Almost two years, about ten singles and one A Boogie Wit Da Hoodie remix later, Day1 is ready to deliver a finely tuned and well-rounded EP titled Day Uno, to prove that he – and the River City – have got something to say. He says that with this project, he’s trying to prove the breadth of his abilities, not content being boxed in as a street rapper. Within the EP are some street anthems, some tender love songs, a huge Open Till L8-produced dance track and heartfelt tributes to his mother and late brother.

Having been writing music since he was 9 years old, Day1 is still awe-struck by the position he’s found himself in but nonetheless ready to weather the storms of success and go the distance. With celebrations put on hold due to a snap Brisbane lockdown, Day1 zoomed in to chat about the new project, the path so far and the journey to come as he takes his next big step towards stardom.

Congratulations on the EP, man. How are you feeling about it?
Feel good bro. It’s a lot of emotions in one bro but mostly excited.

How are you celebrating?
Umm, lockdown. [laughs] Chillin’ but, internally, I’m celebrating. 

Can you tell us a little bit about the new EP? How long’s it been in the making?
Honestly, it’s like a selection of songs we’ve made. So we’ve made like 60, 50, I don’t know how many songs but yeah, I kinda just picked the ones that define me as an artist. Because I wanted to take that big step of, likeI’m not just that street kid, you know what I mean? I can do this and that, I can make these love songs and that. So it’s a real different sound from me and it’s a big risk but high reward I feel like.

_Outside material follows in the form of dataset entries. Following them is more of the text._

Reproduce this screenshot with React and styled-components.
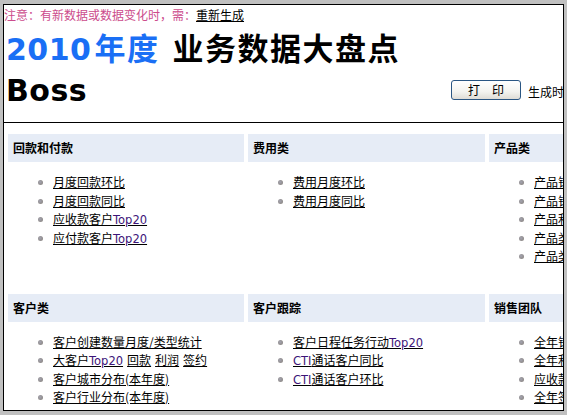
import React from "react";
import styled, { createGlobalStyle } from "styled-components";

const GlobalStyle = createGlobalStyle`
  html, body {
    margin: 0;
    padding: 0;
    background: #c0c0c0;
  }
  body {
    font-family: "Liberation Sans", "Noto Sans CJK SC", sans-serif;
    font-size: 12px;
    color: #000;
  }
`;

const boards = [
  {
    title: "回款和付款",
    items: [
      [{ text: "月度回款环比" }],
      [{ text: "月度回款同比" }],
      [{ text: "应收款客户", en: "Top20" }],
      [{ text: "应付款客户", en: "Top20" }],
    ],
  },
  {
    title: "费用类",
    items: [[{ text: "费用月度环比" }], [{ text: "费用月度同比" }]],
  },
  {
    title: "产品类",
    items: [
      [{ text: "产品销售环比" }],
      [{ text: "产品销售同比" }],
      [{ text: "产品利润排行" }],
      [{ text: "产品类别分布" }],
      [{ text: "产品类型分布" }],
    ],
  },
  {
    title: "客户类",
    items: [
      [{ text: "客户创建数量月度/类型统计" }],
      [
        { text: "大客户", en: "Top20" },
        { text: "回款" },
        { text: "利润" },
        { text: "签约" },
      ],
      [{ text: "客户城市分布(本年度)" }],
      [{ text: "客户行业分布(本年度)" }],
    ],
  },
  {
    title: "客户跟踪",
    items: [
      [{ text: "客户日程任务行动", en: "Top20" }],
      [{ pre: "CTI", text: "通话客户同比" }],
      [{ pre: "CTI", text: "通话客户环比" }],
    ],
  },
  {
    title: "销售团队",
    items: [
      [{ text: "全年销售统计" }],
      [{ text: "全年利润统计" }],
      [{ text: "应收款统计" }],
      [{ text: "全年签约统计" }],
      [{ text: "全年回款统计" }],
    ],
  },
];

const Frame = styled.div`
  margin: 4px 0 0 3px;
  width: 559px;
  height: 405px;
  border: 1px solid #000;
  background: #fff;
  overflow: hidden;
`;

const Notice = styled.div`
  padding-top: 3px;
  line-height: 16px;
  color: #cc4c8c;
  white-space: nowrap;

  a {
    color: #000;
    text-decoration: underline;
  }
`;

const Title = styled.h1`
  margin: 0;
  padding-left: 2px;
  height: 46px;
  line-height: 46px;
  font-family: "Noto Sans CJK SC", sans-serif;
  font-size: 31px;
  font-weight: bold;
  letter-spacing: 1.5px;
  white-space: nowrap;
`;

const Year = styled.span`
  color: #1a6ff5;
  margin-right: 13px;
`;

const Digits = styled.span`
  margin-right: 3px;
  font-family: "DejaVu Sans", sans-serif;
  font-size: 30px;
  letter-spacing: 0.5px;
`;

const BossRow = styled.div`
  display: flex;
  align-items: flex-start;
  height: 42px;
  margin-bottom: 10px;
  white-space: nowrap;
`;

const Boss = styled.div`
  flex: 0 0 445px;
  padding-left: 2px;
  line-height: 42px;
  font-family: "DejaVu Sans", sans-serif;
  font-size: 30px;
  font-weight: bold;
  letter-spacing: 0.5px;
`;

const PrintButton = styled.button`
  flex: none;
  margin-top: 10px;
  width: 70px;
  height: 20px;
  padding: 0;
  border: 1px solid #2a5683;
  border-radius: 3px;
  background: linear-gradient(#ffffff, #f3f3ef 60%, #dedcd6);
  font-family: "Noto Sans CJK SC", sans-serif;
  font-size: 12px;
  color: #000;
  line-height: 18px;
`;

const Stamp = styled.span`
  margin: 15px 0 0 7px;
  line-height: 14px;
  font-family: "Noto Sans CJK SC", sans-serif;
`;

const Rule = styled.hr`
  margin: 0;
  height: 0;
  border: 0;
  border-top: 1px solid #000;
`;

const Board = styled.div`
  display: grid;
  grid-template-columns: 236px 237px 237px;
  column-gap: 4px;
  row-gap: 28px;
  padding: 11px 0 0 4px;
`;

const Cell = styled.section``;

const CellHead = styled.h3`
  margin: 0;
  height: 28px;
  padding-left: 5px;
  background: #e6ecf6;
  font-family: "Noto Sans CJK SC", sans-serif;
  font-size: 12px;
  font-weight: bold;
  line-height: 28px;
`;

const LinkList = styled.ul`
  list-style: none;
  margin: 11px 0 0;
  padding: 0 0 0 45px;
  white-space: nowrap;
`;

const LinkItem = styled.li`
  position: relative;
  height: 18.5px;
  line-height: 18px;
  font-family: "Noto Sans CJK SC", sans-serif;

  &::before {
    content: "";
    position: absolute;
    left: -15px;
    top: 7px;
    width: 5px;
    height: 5px;
    border-radius: 50%;
    background: radial-gradient(circle at 40% 40%, #a4a4b0, #857f78);
  }
`;

const ReportLink = styled.a`
  color: #000;
  text-decoration: underline;
  margin-right: 4px;
`;

const Latin = styled.span`
  font-family: "DejaVu Sans", sans-serif;
  font-size: 11.5px;
  line-height: 1;
  color: #3c1478;
`;

const App = () => {
  return (
    <>
      <GlobalStyle />
      <Frame>
        <Notice>
          注意：有新数据或数据变化时，需：<a href="#">重新生成</a>
        </Notice>
        <Title>
          <Year>
            <Digits>2010</Digits>年度
          </Year>
          业务数据大盘点
        </Title>
        <BossRow>
          <Boss>Boss</Boss>
          <PrintButton>打　印</PrintButton>
          <Stamp>生成时间：2010-12-31 09:30:00</Stamp>
        </BossRow>
        <Rule />
        <Board>
          {boards.map((board) => (
            <Cell key={board.title}>
              <CellHead>{board.title}</CellHead>
              <LinkList>
                {board.items.map((links, i) => (
                  <LinkItem key={i}>
                    {links.map((link, j) => (
                      <ReportLink href="#" key={j}>
                        {link.pre && <Latin>{link.pre}</Latin>}
                        {link.text}
                        {link.en && <Latin>{link.en}</Latin>}
                      </ReportLink>
                    ))}
                  </LinkItem>
                ))}
              </LinkList>
            </Cell>
          ))}
        </Board>
      </Frame>
    </>
  );
};

export default App;
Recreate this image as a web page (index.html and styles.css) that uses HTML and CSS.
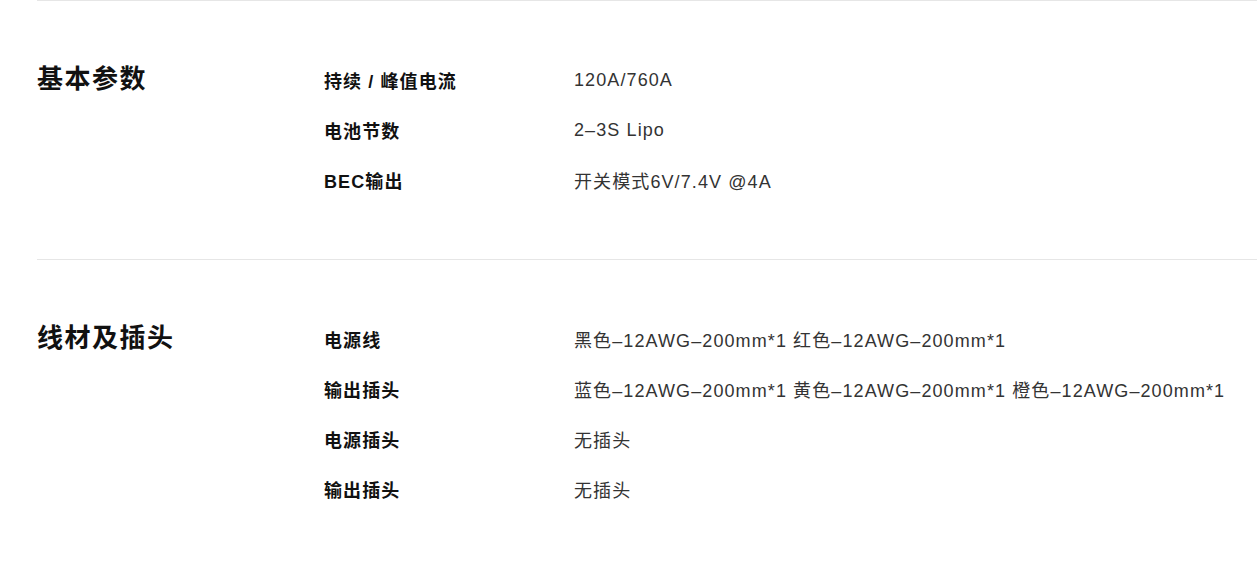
FILE: index.html
```html
<!DOCTYPE html>
<html lang="zh-CN">
<head>
<meta charset="utf-8">
<title>规格参数</title>
<link rel="stylesheet" href="styles.css">
</head>
<body>
<div class="specs">
  <section class="spec-section">
    <h2 class="spec-title">基本参数</h2>
    <div class="spec-list">
      <div class="spec-row"><div class="spec-label">持续 / 峰值电流</div><div class="spec-value">120A/760A</div></div>
      <div class="spec-row"><div class="spec-label">电池节数</div><div class="spec-value">2–3S Lipo</div></div>
      <div class="spec-row"><div class="spec-label">BEC输出</div><div class="spec-value">开关模式6V/7.4V @4A</div></div>
    </div>
  </section>
  <section class="spec-section">
    <h2 class="spec-title">线材及插头</h2>
    <div class="spec-list">
      <div class="spec-row"><div class="spec-label">电源线</div><div class="spec-value">黑色–12AWG–200mm*1 红色–12AWG–200mm*1</div></div>
      <div class="spec-row"><div class="spec-label">输出插头</div><div class="spec-value">蓝色–12AWG–200mm*1 黄色–12AWG–200mm*1 橙色–12AWG–200mm*1</div></div>
      <div class="spec-row"><div class="spec-label">电源插头</div><div class="spec-value">无插头</div></div>
      <div class="spec-row"><div class="spec-label">输出插头</div><div class="spec-value">无插头</div></div>
    </div>
  </section>
</div>
</body>
</html>
```
FILE: styles.css
```css
html, body {
  margin: 0;
  padding: 0;
  background: #fff;
}
body {
  font-family: "Liberation Sans", "Noto Sans CJK SC", sans-serif;
  color: #000;
  overflow: hidden;
}
.specs {
  margin-left: 37px;
}
.spec-section {
  display: flex;
  border-top: 1px solid #e6e6e6;
  padding: 54px 0 54px;
}
.spec-title {
  width: 287px;
  flex: none;
  margin: 0;
  font-size: 26px;
  font-weight: 700;
  letter-spacing: 1.5px;
  line-height: 48px;
  color: #111;
}
.spec-list {
  display: flex;
  flex-direction: column;
}
.spec-row {
  display: flex;
  height: 50px;
  align-items: center;
}
.spec-label {
  width: 250px;
  flex: none;
  font-size: 18px;
  font-weight: 700;
  letter-spacing: 1.1px;
  color: #111;
}
.spec-value {
  font-size: 18px;
  letter-spacing: 1.1px;
  color: #333;
  white-space: nowrap;
}
```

So I guess that’s why it’s basically self-titled, that you’re trying to give the full Day1 package.
Yeah, exactly bro. This the full package. [laughs] My brudda.

So what’s the story behind the name Day1?
Day1? The story behind it? I feel like the qualities for a ‘day one’ would be like what do you think for a ‘day one’? If you hear a ‘day one’, what are the qualities you think?

I would say loyal and, y’know, being down since the jump, I guess.
Yeah, exactly, and that’s exactly what I feel like I am with all the people around me. So that’s why I feel like it makes sense for me to call myself that. Cause everyone I meet that I give my loyalty to, I feel like I’ve got those qualities, you know what I mean? Those day one qualities towards them, so that’s kinda where the name came from.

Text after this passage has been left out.